Putu Setia @mpujayaprema
Apa sesungguhnya yang terjadi? Apakah kita sedang memenangi pertempuran melawan Covid-19, musuh yang tidak kelihatan itu? Atau justru kewalahan dan nyaris kalah? Sepertinya membingungkan.
Lonjakan kasus positif mengkhawatirkan. Tembus ke satu juta penduduk, angka yang entah bagaimana cara menghitungkan, dijadikan batasan sebagai sesuatu yang gawat. Rumah sakit kewalahan, yang darurat mau pun tidak darurat. Hotel yang menampung pasien orang tanpa gejala (OTG) terus ditambah. Lahan kuburan, khususnya di DKI Jakarta, juga ditambah – berita yang sesungguhnya mengerikan. Pembatasan sosial berskala besar yang istilahnya direvisi menjadi pemberlakuan pembatasan kegiatan masyarakat (PPKM) diperpanjang untuk Jawa dan Bali. Bukan sekadar diperpanjang, juga yang terkena PPKM ditambah. Di Jawa Barat, misalnya, dari 5 kabupaten yang PPKM kini seluruh kabupaten/kota ikut PPKM. Di Bali dari dua yang ditetapkan pusat, ditambah menjadi 5 kabupaten/kota yang kena PPKM.
Ada yang hilang dalam perang melawan wabah ini. Yakni, kebersamaan. Kalau di awal pandemi gencar ada slogan “bersama melawan corona” kini gemanya hilang. Bukan saja spanduk berbunyi seperti itu tak ada lagi, pos komando Covid-19 yang ada di pedesaan sudah bubar. Tak ada lagi aparat desa yang berjaga-jaga dan siap dengan menyemprotkan cairan desinfektan. Tak ada lagi orang saling menegur, mengingatkan untuk memakai masker. Razia masker memang sesekali ada, tapi itu dilakukan Satuan Polisi Pamong Praja, bukan lagi oleh aparat desa. Kita tahu keterbatasan Satpol PP ini yang tak bisa menjangkau pedesaan.

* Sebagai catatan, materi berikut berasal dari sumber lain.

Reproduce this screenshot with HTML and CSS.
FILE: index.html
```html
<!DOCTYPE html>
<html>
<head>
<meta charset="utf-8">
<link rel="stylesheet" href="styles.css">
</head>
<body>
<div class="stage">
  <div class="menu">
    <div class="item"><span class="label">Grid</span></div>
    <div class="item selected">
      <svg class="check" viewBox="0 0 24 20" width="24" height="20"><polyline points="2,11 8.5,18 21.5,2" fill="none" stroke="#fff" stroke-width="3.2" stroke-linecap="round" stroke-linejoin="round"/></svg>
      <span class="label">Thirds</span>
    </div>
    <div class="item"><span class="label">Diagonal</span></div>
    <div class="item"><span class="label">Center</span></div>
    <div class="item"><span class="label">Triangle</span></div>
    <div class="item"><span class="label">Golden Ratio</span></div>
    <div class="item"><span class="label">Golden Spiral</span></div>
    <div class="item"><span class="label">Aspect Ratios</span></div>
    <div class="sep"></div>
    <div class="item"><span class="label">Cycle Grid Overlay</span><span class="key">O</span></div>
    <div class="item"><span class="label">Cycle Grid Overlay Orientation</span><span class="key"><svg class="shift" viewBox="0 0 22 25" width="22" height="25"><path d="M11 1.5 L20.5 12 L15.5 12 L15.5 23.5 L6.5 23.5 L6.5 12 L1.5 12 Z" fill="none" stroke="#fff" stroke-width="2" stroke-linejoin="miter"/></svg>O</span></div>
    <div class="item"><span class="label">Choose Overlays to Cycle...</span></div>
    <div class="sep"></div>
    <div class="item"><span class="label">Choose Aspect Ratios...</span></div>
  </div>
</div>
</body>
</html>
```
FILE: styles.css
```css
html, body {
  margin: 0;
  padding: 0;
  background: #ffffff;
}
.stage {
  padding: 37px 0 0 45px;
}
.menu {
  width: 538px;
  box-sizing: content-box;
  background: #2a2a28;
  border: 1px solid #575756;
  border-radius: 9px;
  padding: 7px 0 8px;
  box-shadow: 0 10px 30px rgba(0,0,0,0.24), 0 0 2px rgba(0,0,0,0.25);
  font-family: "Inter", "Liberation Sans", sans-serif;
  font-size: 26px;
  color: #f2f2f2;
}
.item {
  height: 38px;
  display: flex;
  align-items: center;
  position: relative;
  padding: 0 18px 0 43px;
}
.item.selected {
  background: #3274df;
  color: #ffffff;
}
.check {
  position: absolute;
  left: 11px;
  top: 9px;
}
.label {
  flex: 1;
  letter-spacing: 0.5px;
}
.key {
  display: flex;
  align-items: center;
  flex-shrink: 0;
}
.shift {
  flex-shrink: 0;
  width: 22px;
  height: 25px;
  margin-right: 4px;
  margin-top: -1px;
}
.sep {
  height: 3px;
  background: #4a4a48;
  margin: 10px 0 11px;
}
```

Satu juta positif virus corona. Apa arti satu juta itu dibandingkan penduduk negeri ini yang jumlahnya 271 juta? Masyarakat pedesaan tak tahu bagaimana cara membaca dan membandingkan angka itu. Mereka jadi tak mampu mencerna, angka satu juta itu mengerikan atau tidak, apalagi angka itu sejak awal pandemi. Mungkin lebih mudah dipahami jika dijelaskan seperti ini. Jika kasus positif baru berjumlah 13.695 orang (per Jumat pagi) sementara yang sembuh 10.792 orang dan meninggal 476 orang, maka pasien baru Covid-19 yang perlu perawatan bertambah sebanyak 2.427 orang. Ini per hari, bagaimana tidak kewalahan mencari tempat perawatan, karena masih banyak yang belum sembuh dan ada pasien penyakit lain di luar Covid-19.
Rumah sakit yang kolaps, tenaga medis yang lelah, bisa menyebabkan angka kematian bertambah. "Angka kematian kita tertinggi nomor satu di negara Asean, baik presentase maupun jumlahnya,” kata Ketua Ikatan Dokter Indonesia DKI Jakarta Slamet Budiarto. Maka perang melawan Covid-19 seharusnya diulang kembali kepada semangat awal, semangat yang dijadikan lirik lagu oleh mendiang Didi Kempot: “Bersama Melawan Corona”.
Ini yang pasti susah. Masyarakat jenuh berada “di rumah saja”. Murid sekolah sudah bosan “libur panjang”. Mereka rindu berkumpul dengan kawan sekolahnya di kelas, meski pun bisa kumpul di tepi sawah bermain layang-layang. Apakah memakai masker dan jaga jarak? Masker memang dipakai kalau ke jalanan umum karena takut kalau ada razia dan disuruh push up. Kalau jaga jarak sudah pasti tidak. Bagaimana masyarakat patuh, wong Gubernur Bali bersama undangan meniup lilin ulang tahun (dan menyuapi hadirin) tanpa jaga jarak? Padahal yang ulang tahun adalah Ketua Umum PDI Perjuangan Megawati yang berada entah di mana. Artinya, pejabat juga jenuh dan mungkin perlu hiburan.
Jadi, sudah sampai di mana kita melawan Covid-19? Membingungkan. Karena angka satu juta sudah bertambah 50 ribuan, seharusnya kita kembali “bersama melawan corona”. Tak ada pilihan lain.